# Trying to find a Cockapoo to rehome



## kellyg (Nov 10, 2012)

We are a loving family with 2 girls aged 6 & 8 and we are looking for a cockapoo that needs to be rehomed.

I work from home, we go on lots of family walks and have an old VW Camper which we holiday in and would love to have a furry friend to complete our family!

I have allergies and asthma but have spent time around cockapoos and other poodle crosses of different ages and have been absolutely fine.
We thought we had found a lovely Cream 11month old Cockapoo to rehome this week, he sounded perfect. My husband had been working at their house and made a fuss of him, got talking to his owner who said she need to find him a new home due to personal reasons and we arranged for me to meet him this morning to check he didn't set off my allergies. Unfortunately she called to say she had changed her mind as her 12 year old daughter got so upset when she told her 

I did try not to get my hopes up, but couldn't help feeling disappointed, so
Please contact me if you have or know of a cockapoo that needs a good home.

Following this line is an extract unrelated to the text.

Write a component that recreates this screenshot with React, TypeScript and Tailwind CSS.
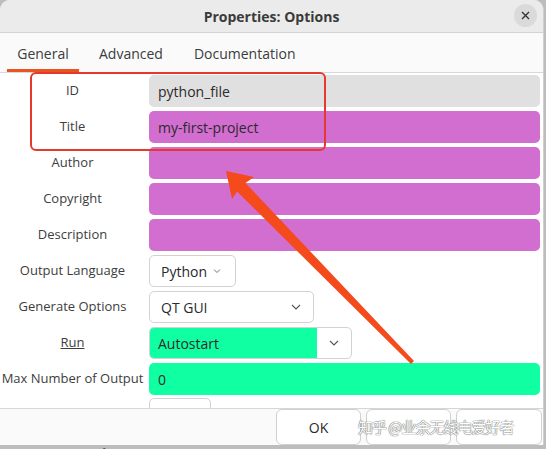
const labelFont = { fontFamily: '"Open Sans", "Noto Sans", sans-serif' };

function Chevron({ className = "" }: { className?: string }) {
  return (
    <svg width="10" height="6" viewBox="0 0 10 6" className={className}>
      <polyline points="1,1 5,5 9,1" fill="none" stroke="#555" strokeWidth="1.1" />
    </svg>
  );
}

function Row({ label, underline, children }: { label: string; underline?: boolean; children: React.ReactNode }) {
  return (
    <div className="flex h-[36px] items-center">
      <div className="w-[149px] shrink-0 pr-[4px] text-center text-[13px] text-[#3d3d3d]">
        <span className={underline ? "underline" : ""}>{label}</span>
      </div>
      <div className="flex h-full flex-1 items-center pr-[3px]">{children}</div>
    </div>
  );
}

function Field({ value, color }: { value?: string; color: string }) {
  return (
    <div className={`flex h-[32px] w-full items-center rounded-[5px] px-[9px] text-[14px] text-[#2a2a2a] ${color}`}>
      {value}
    </div>
  );
}

export default function App() {
  return (
    <div className="relative h-[449px] w-[546px] overflow-hidden bg-[#bdbdbd]" style={labelFont}>
      <div className="flex h-[445px] w-[544px] flex-col overflow-hidden rounded-t-[10px] border-r border-[#cfcfcf] bg-[#fafafa]">
        {/* title bar */}
        <div className="relative flex h-[33px] shrink-0 items-center justify-center border-b border-[#d2d2d2] bg-[#ebebeb]">
          <span className="text-[14px] font-bold text-[#3a3a3a]">Properties: Options</span>
          <div className="absolute right-[6px] top-[4px] flex h-[23px] w-[23px] items-center justify-center rounded-full bg-[#dadada]">
            <svg width="9" height="9" viewBox="0 0 9 9">
              <path d="M1 1 L8 8 M8 1 L1 8" stroke="#333" strokeWidth="1.4" />
            </svg>
          </div>
        </div>

        {/* tabs */}
        <div className="flex h-[40px] shrink-0 items-stretch border-b border-[#d8d8d8] bg-[#fafafa] text-[14px] text-[#3c3c3c]">
          <div className="ml-[7px] flex w-[72px] items-center justify-center border-b-[3px] border-[#e95420] pt-[4px]">General</div>
          <div className="ml-[20px] flex items-center pt-[1px]">Advanced</div>
          <div className="ml-[31px] flex items-center pt-[1px]">Documentation</div>
        </div>

        {/* form */}
        <div className="h-[335px] shrink-0 overflow-hidden bg-white">
          <Row label="ID">
            <Field value="python_file" color="bg-[#e0e0e0]" />
          </Row>
          <Row label="Title">
            <Field value="my-first-project" color="bg-[#d26ed0]" />
          </Row>
          <Row label="Author">
            <Field color="bg-[#d26ed0]" />
          </Row>
          <Row label="Copyright">
            <Field color="bg-[#d26ed0]" />
          </Row>
          <Row label="Description">
            <Field color="bg-[#d26ed0]" />
          </Row>
          <Row label="Output Language">
            <div className="flex h-[32px] w-[87px] items-center gap-[5px] rounded-[5px] border border-[#d2d2d2] bg-white pl-[11px] text-[14px] text-[#2a2a2a]">
              Python
              <Chevron className="scale-75" />
            </div>
          </Row>
          <Row label="Generate Options">
            <div className="flex h-[32px] w-[165px] items-center justify-between rounded-[5px] border border-[#d2d2d2] bg-white pl-[11px] pr-[12px] text-[14px] text-[#2a2a2a]">
              QT GUI
              <Chevron />
            </div>
          </Row>
          <Row label="Run" underline>
            <div className="flex h-[32px] w-[203px] overflow-hidden rounded-[5px] border border-[#d2d2d2] bg-white text-[14px] text-[#2a2a2a]">
              <div className="flex w-[167px] items-center bg-[#10ffa3] pl-[8px]">Autostart</div>
              <div className="flex flex-1 items-center justify-center">
                <Chevron />
              </div>
            </div>
          </Row>
          <Row label="Max Number of Output">
            <Field value="0" color="bg-[#10ffa3]" />
          </Row>
          <div className="flex pt-[1px]">
            <div className="w-[149px]" />
            <div className="h-[32px] w-[62px] rounded-[5px] border border-[#d2d2d2] bg-white" />
          </div>
        </div>

        {/* action bar */}
        <div className="relative flex h-[37px] shrink-0 items-center justify-end gap-[5px] border-t border-[#d6d6d6] bg-[#fafafa] pr-[1px]">
          <div className="flex h-[36px] w-[85px] items-center justify-center rounded-[6px] border border-[#d0d0d0] bg-white text-[14px] text-[#2a2a2a]">
            OK
          </div>
          <div className="h-[36px] w-[85px] rounded-[6px] border border-[#d0d0d0] bg-white" />
          <div className="h-[36px] w-[86px] rounded-[6px] border border-[#d0d0d0] bg-white" />
          <span
            className="absolute left-[358px] top-[7px] text-[15px] tracking-[-1px] text-white"
            style={{ fontFamily: '"Noto Sans CJK SC", sans-serif', textShadow: "0 0 1px #555, 0 0 1px #555" }}
          >
            知乎 @业余无线电爱好者
          </span>
        </div>
      </div>
      <div className="absolute left-[86px] top-[444px] text-[13px] font-bold text-[#555]">Value</div>

      {/* annotation overlay */}
      <div className="absolute left-[30px] top-[72px] h-[79px] w-[296px] rounded-[6px] border-[2.5px] border-[#e5392b]" />
      <svg className="absolute left-0 top-0" width="546" height="449" viewBox="0 0 546 449">
        <polygon
          points="226,171 254,177 245.5,183 414,361 411,364 237,191.5 232,199"
          fill="#f44a1c"
        />
      </svg>
    </div>
  );
}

I have registered my interest in CCGB website and put an advert up on Preloved too. Thank you


----------



## Nanci (Mar 1, 2012)

Kelly . . I have answered your other post!! Good Luck!


----------



## wilfiboy (Sep 18, 2010)

Gosh what a let down.... Your family sounds an ideal for a Cockapoo to join it, keep an eye out on preloved there have been a few recently, good luck xx


----------



## Tressa (Aug 31, 2010)

Good luck - I am sure there is a cockapoo out there for you. Hope you get your wish soon


----------



## wilfiboy (Sep 18, 2010)

There's a 10 month old white with apricot bitch advertised this afternoon on preloved xx
And a black with white tux boy advertised yesterday on UK Labradoodle Association.


----------



## kellyg (Nov 10, 2012)

wilfiboy said:


> There's a 10 month old white with apricot bitch advertised this afternoon on preloved xx
> And a black with white tux boy advertised yesterday on UK Labradoodle Association.


Thanks for letting me know, but I looked on preloved and couldn't find the ad anywhere do I guess she's already gone?


----------



## wilfiboy (Sep 18, 2010)

Hi Kelly 18 month old boy advertised 5 hours ago.. It's 20.30 x 

http://www.preloved.co.uk/adverts/show/106894025/cute-cockapoo.html


----------